While gold-spotted oak borer attacks can cause thinning of the tree crown and die-back of twigs, none of the trees appeared to exhibit any of the classic symptoms along the trunk, such as weeping or staining, or tiny D-shaped exit holes. What I did find was at the point where the dead twigs met with the live tree branch, under the bark there was a pattern etched in the tissue spiraling around the twig, with dark powdery “frass”inside the tunnels (see photo) – I even found a tiny larva in one! This indicated that the damage could be caused by an insect called the oak twig girdler. It is similar to the gold-spotted oak borer, in that they are related – gold-spotted oak borer’s scientific name is Agrilus coxalis, and the oak twig girdler’s scientific name is Agrilus angelicus. Also, both attack the tree’s tissue just below the bark, causing the growth beyond the attack site to die. However, the gold-spotted oak borer attacks the trunks of trees, whereas the oak twig girdler only attacks the smallest twigs at the ends of branches where new growth is happening. That is why the gold-spotted oak borer is much more of a threat, because when it attacks the trunk tissue, it prevents nutrients from reaching the rest of the tree (branches and leaves).

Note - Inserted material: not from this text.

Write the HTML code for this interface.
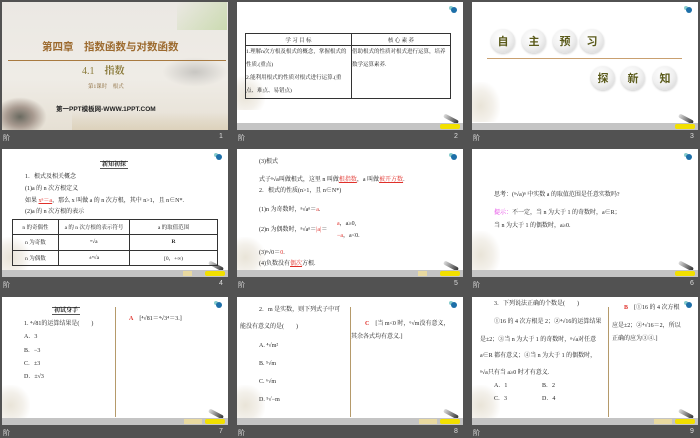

The larva I collected is being sent to the Los Angeles County Department of Agricultural Weights and Measures for entomologists to confirm whether it is the oak twig girdler. Fortunately, the oak twig girdler is not considered to be a significant impact to tree health. But the presence of these insects may be a sign that our oaks are under some stress, as the oak twig girdler is thought to be attracted to trees weakened by drought.
**UPDATE: The Los Angeles County Entomologist confirmed that this is likely the oak twig girdler, and that it is not a cause for concern. He also mentioned that this is a native species.